こちらの譜例は、上下で書かれている音符は同じですが、リズムは違います。
もちろん、音符同士の関係性(付点八分音符は十六分音符3つ分・八分音符は十六分音符2つ分)は変わりませんが、4分の2拍子の十六分音符は「1/4の長さ」、一方8分の6拍子の十六分音符は「1/2の長さ」ですので、次の八分音符との近さが変わるのです。
すなわち、4分の2拍子の十六分音符の方が、そのあとの八分音符に入るのが早い、ということになります。
そのリズム感で、8分の6拍子の付点を吹いてしまうと、少し跳ねているような、詰まった印象の演奏になってしまいますので、十六分音符と八分音符の距離感には重々気をつけましょう。
強弱のつけ方
どんな曲でもそうですが、その曲に合った強弱の表現が必要になります。
『シチリアーノ』では、弱い音量(ピアノ・ピアニッシモ)については、音量を落とすことを一番に考えて、弱々しく小さく吹くのではなく、dolceの表記もありますので、柔らかさやのびやかさを意識しましょう。
「どこか遠くから聞こえてくるメロディー」というイメージを持つと、吹きやすくなります。
強い音量(メゾフォルテ)は、「その遠くから聞こえていたメロディーが、目の前に来て実体を伴っただけ(=雰囲気は変わらず音量のみ上がる)」の表現ができると、曲に統一感が生まれます。
また、複数回出てくるスフォルツァンドですが、表面的な強さではなく、「深さ」「重さ」がほしいですね。
文字でお伝えするのは大変難しいですが、「ター」ではなく「タァアー」といった感じでしょうか。
あえて例えるとするならば、お寺の大きな鐘を撞いた時の、響きがあとからついてくるような音の鳴らし方が近いかもしれません。(音を押すわけではないので、間違えないで下さいね)

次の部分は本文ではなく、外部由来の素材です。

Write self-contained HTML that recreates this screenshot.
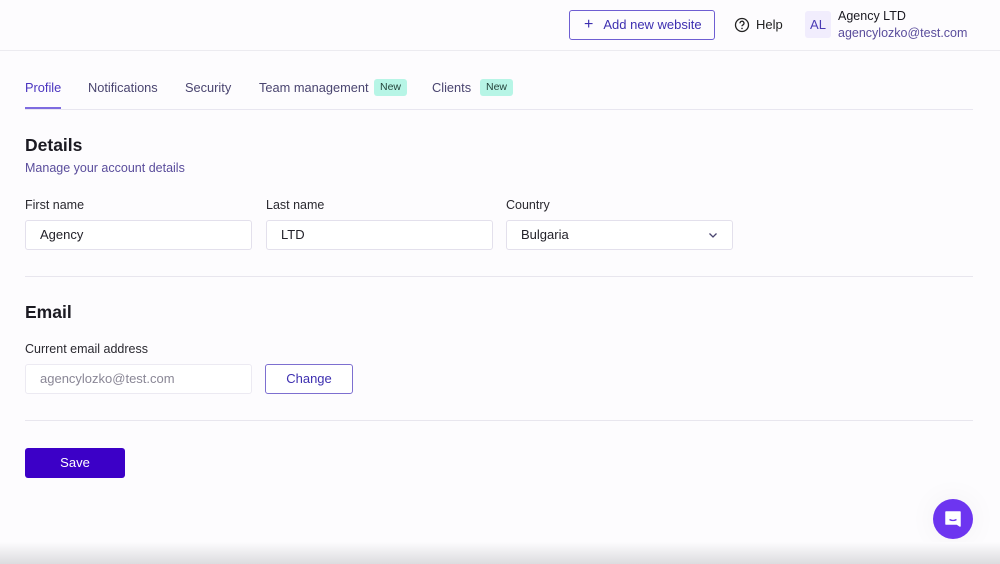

特にこのスフォルツァンドをどう吹けるかで、曲全体の雰囲気や締まりが変わります。
ベストな吹き方を、しっかり探求するようにしましょう。
流れるような演奏を目指そう
『シチリアーノ』は、最初に書いた通り舞曲です。
カクカクとした演奏では、踊ることはできません。
拍子はきちんと感じつつも、なめらかに、流れるような音楽になるよう、練習していきましょう。
ピアノ伴奏のアルペジオにうまく乗れると、より吹きやすくなりますので、伴奏合わせに慣れてきたら、しっかりピアノを聴きながら演奏できるといいですね。
気持ち良く吹き切れるように、イメージなども大切にして、音楽を作り上げていって下さい。